- **Exercise task**: Quote all of the data that follows exactly as written, skipping the images.

- **Source records**:
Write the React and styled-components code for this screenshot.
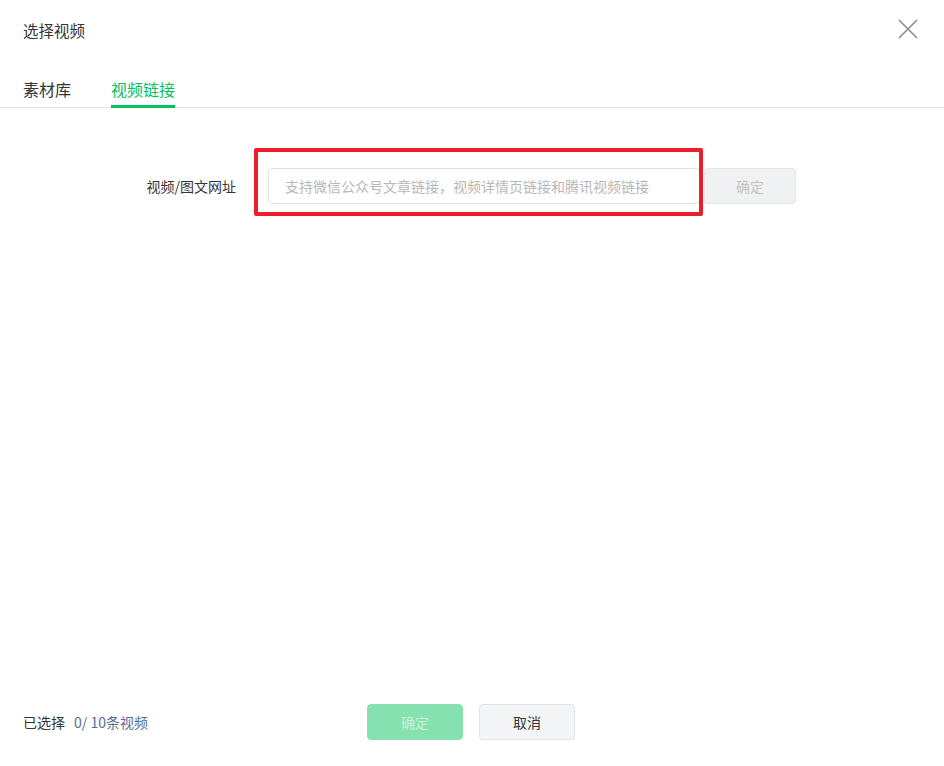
import styled, { createGlobalStyle } from 'styled-components'

const GlobalStyle = createGlobalStyle`
  html, body {
    margin: 0;
    padding: 0;
    background: #fff;
  }
  body {
    font-family: "Noto Sans CJK SC", "Noto Sans", sans-serif;
    color: #353535;
  }
  * {
    box-sizing: border-box;
  }
`;

const Dialog = styled.div`
  width: 944px;
  height: 766px;
  display: flex;
  flex-direction: column;
  background: #fff;
`;

const Header = styled.div`
  height: 62px;
  display: flex;
  align-items: center;
  justify-content: space-between;
  padding: 0 25px 2px 23px;
`;

const Title = styled.h3`
  margin: 0;
  font-size: 15.5px;
  font-weight: 400;
  line-height: 24px;
  color: #353535;
`;

const CloseButton = styled.button`
  width: 22px;
  height: 22px;
  padding: 0;
  border: 0;
  background: none;
  display: flex;
  align-items: center;
  justify-content: center;
  margin-top: -2px;
  cursor: pointer;
`;

const Tabs = styled.div`
  display: flex;
  gap: 40px;
  padding: 0 23px;
  border-bottom: 1px solid #e4e4e4;
`;

const Tab = styled.div`
  padding: 15px 0 4px;
  line-height: 24px;
  font-size: 16px;
  margin-bottom: -1px;
  color: ${p => (p.$active ? '#07c160' : '#353535')};
  border-bottom: 3px solid ${p => (p.$active ? '#07c160' : 'transparent')};
  cursor: pointer;
`;

const Body = styled.div`
  flex: 1;
  padding-top: 60px;
`;

const FormRow = styled.div`
  display: flex;
  align-items: center;
`;

const Label = styled.label`
  width: 236px;
  text-align: right;
  margin-right: 32px;
  font-size: 14px;
  color: #353535;
`;

const InputWrap = styled.div`
  position: relative;
  width: 432px;
  height: 36px;
  margin-right: 4px;
`;

const Input = styled.input`
  width: 100%;
  height: 100%;
  border: 1px solid #e2e2e2;
  border-radius: 4px;
  padding: 0 16px;
  font-family: inherit;
  font-size: 14px;
  color: #353535;
  outline: none;

  &::placeholder {
    color: #b8b8b8;
  }
`;

const Highlight = styled.span`
  position: absolute;
  left: -14px;
  top: -20px;
  right: -3px;
  bottom: -12px;
  border: 4px solid #eb1e2b;
  border-radius: 2px;
  pointer-events: none;
`;

const SmallButton = styled.button`
  width: 92px;
  height: 36px;
  border: 1px solid #e4e5e7;
  border-radius: 4px;
  background: #f0f1f3;
  color: #c3c3c3;
  font-family: inherit;
  font-size: 14px;
`;

const Footer = styled.div`
  display: grid;
  grid-template-columns: 1fr auto 1fr;
  align-items: center;
  padding: 0 23px 26px;
`;

const Count = styled.div`
  font-size: 14px;
  color: #353535;

  span {
    color: #576b95;
    margin-left: 9px;
  }
`;

const Actions = styled.div`
  display: flex;
  gap: 16px;
  margin-left: -2px;
`;

const Button = styled.button`
  width: 96px;
  height: 36px;
  border-radius: 4px;
  font-family: inherit;
  font-size: 14px;
  border: 1px solid ${p => (p.$primary ? '#86e1b0' : '#e3e3e5')};
  background: ${p => (p.$primary ? '#86e1b0' : '#f4f5f7')};
  color: ${p => (p.$primary ? '#c8f1da' : '#353535')};
  cursor: pointer;
`;

const CloseIcon = () => (
  <svg width="20" height="20" viewBox="0 0 20 20">
    <path d="M1 1 L19 19 M19 1 L1 19" stroke="#8c8c8c" strokeWidth="1.6" fill="none" />
  </svg>
);

const App = () => {
  return (
    <Dialog>
      <GlobalStyle />
      <Header>
        <Title>选择视频</Title>
        <CloseButton aria-label="关闭">
          <CloseIcon />
        </CloseButton>
      </Header>
      <Tabs>
        <Tab>素材库</Tab>
        <Tab $active>视频链接</Tab>
      </Tabs>
      <Body>
        <FormRow>
          <Label>视频/图文网址</Label>
          <InputWrap>
            <Input placeholder="支持微信公众号文章链接，视频详情页链接和腾讯视频链接" />
            <Highlight />
          </InputWrap>
          <SmallButton disabled>确定</SmallButton>
        </FormRow>
      </Body>
      <Footer>
        <Count>
          已选择<span>0/ 10条视频</span>
        </Count>
        <Actions>
          <Button $primary disabled>确定</Button>
          <Button>取消</Button>
        </Actions>
        <div />
      </Footer>
    </Dialog>
  );
};

export default App;
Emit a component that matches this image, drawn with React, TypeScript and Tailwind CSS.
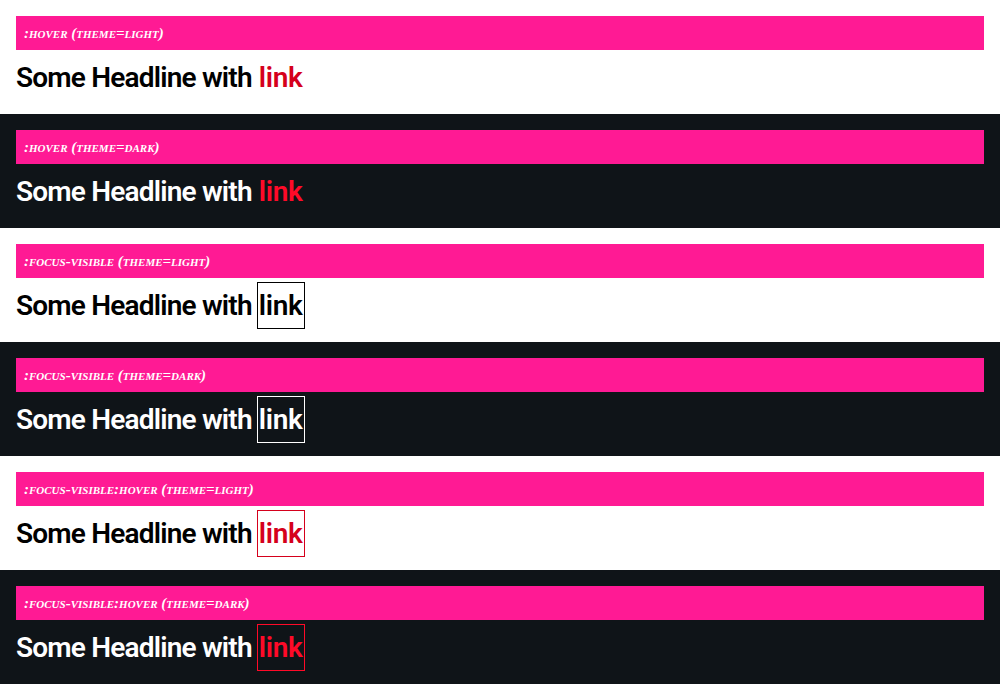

- **Answer to this exercise**:
Write the React and styled-components code for this screenshot.
import styled, { createGlobalStyle } from 'styled-components'

const GlobalStyle = createGlobalStyle`
  html, body {
    margin: 0;
    padding: 0;
    background: #fff;
  }
  body {
    font-family: "Noto Sans CJK SC", "Noto Sans", sans-serif;
    color: #353535;
  }
  * {
    box-sizing: border-box;
  }
`;

const Dialog = styled.div`
  width: 944px;
  height: 766px;
  display: flex;
  flex-direction: column;
  background: #fff;
`;

const Header = styled.div`
  height: 62px;
  display: flex;
  align-items: center;
  justify-content: space-between;
  padding: 0 25px 2px 23px;
`;

const Title = styled.h3`
  margin: 0;
  font-size: 15.5px;
  font-weight: 400;
  line-height: 24px;
  color: #353535;
`;

const CloseButton = styled.button`
  width: 22px;
  height: 22px;
  padding: 0;
  border: 0;
  background: none;
  display: flex;
  align-items: center;
  justify-content: center;
  margin-top: -2px;
  cursor: pointer;
`;

const Tabs = styled.div`
  display: flex;
  gap: 40px;
  padding: 0 23px;
  border-bottom: 1px solid #e4e4e4;
`;

const Tab = styled.div`
  padding: 15px 0 4px;
  line-height: 24px;
  font-size: 16px;
  margin-bottom: -1px;
  color: ${p => (p.$active ? '#07c160' : '#353535')};
  border-bottom: 3px solid ${p => (p.$active ? '#07c160' : 'transparent')};
  cursor: pointer;
`;

const Body = styled.div`
  flex: 1;
  padding-top: 60px;
`;

const FormRow = styled.div`
  display: flex;
  align-items: center;
`;

const Label = styled.label`
  width: 236px;
  text-align: right;
  margin-right: 32px;
  font-size: 14px;
  color: #353535;
`;

const InputWrap = styled.div`
  position: relative;
  width: 432px;
  height: 36px;
  margin-right: 4px;
`;

const Input = styled.input`
  width: 100%;
  height: 100%;
  border: 1px solid #e2e2e2;
  border-radius: 4px;
  padding: 0 16px;
  font-family: inherit;
  font-size: 14px;
  color: #353535;
  outline: none;

  &::placeholder {
    color: #b8b8b8;
  }
`;

const Highlight = styled.span`
  position: absolute;
  left: -14px;
  top: -20px;
  right: -3px;
  bottom: -12px;
  border: 4px solid #eb1e2b;
  border-radius: 2px;
  pointer-events: none;
`;

const SmallButton = styled.button`
  width: 92px;
  height: 36px;
  border: 1px solid #e4e5e7;
  border-radius: 4px;
  background: #f0f1f3;
  color: #c3c3c3;
  font-family: inherit;
  font-size: 14px;
`;

const Footer = styled.div`
  display: grid;
  grid-template-columns: 1fr auto 1fr;
  align-items: center;
  padding: 0 23px 26px;
`;

const Count = styled.div`
  font-size: 14px;
  color: #353535;

  span {
    color: #576b95;
    margin-left: 9px;
  }
`;

const Actions = styled.div`
  display: flex;
  gap: 16px;
  margin-left: -2px;
`;

const Button = styled.button`
  width: 96px;
  height: 36px;
  border-radius: 4px;
  font-family: inherit;
  font-size: 14px;
  border: 1px solid ${p => (p.$primary ? '#86e1b0' : '#e3e3e5')};
  background: ${p => (p.$primary ? '#86e1b0' : '#f4f5f7')};
  color: ${p => (p.$primary ? '#c8f1da' : '#353535')};
  cursor: pointer;
`;

const CloseIcon = () => (
  <svg width="20" height="20" viewBox="0 0 20 20">
    <path d="M1 1 L19 19 M19 1 L1 19" stroke="#8c8c8c" strokeWidth="1.6" fill="none" />
  </svg>
);

const App = () => {
  return (
    <Dialog>
      <GlobalStyle />
      <Header>
        <Title>选择视频</Title>
        <CloseButton aria-label="关闭">
          <CloseIcon />
        </CloseButton>
      </Header>
      <Tabs>
        <Tab>素材库</Tab>
        <Tab $active>视频链接</Tab>
      </Tabs>
      <Body>
        <FormRow>
          <Label>视频/图文网址</Label>
          <InputWrap>
            <Input placeholder="支持微信公众号文章链接，视频详情页链接和腾讯视频链接" />
            <Highlight />
          </InputWrap>
          <SmallButton disabled>确定</SmallButton>
        </FormRow>
      </Body>
      <Footer>
        <Count>
          已选择<span>0/ 10条视频</span>
        </Count>
        <Actions>
          <Button $primary disabled>确定</Button>
          <Button>取消</Button>
        </Actions>
        <div />
      </Footer>
    </Dialog>
  );
};

export default App;
Emit a component that matches this image, drawn with React, TypeScript and Tailwind CSS.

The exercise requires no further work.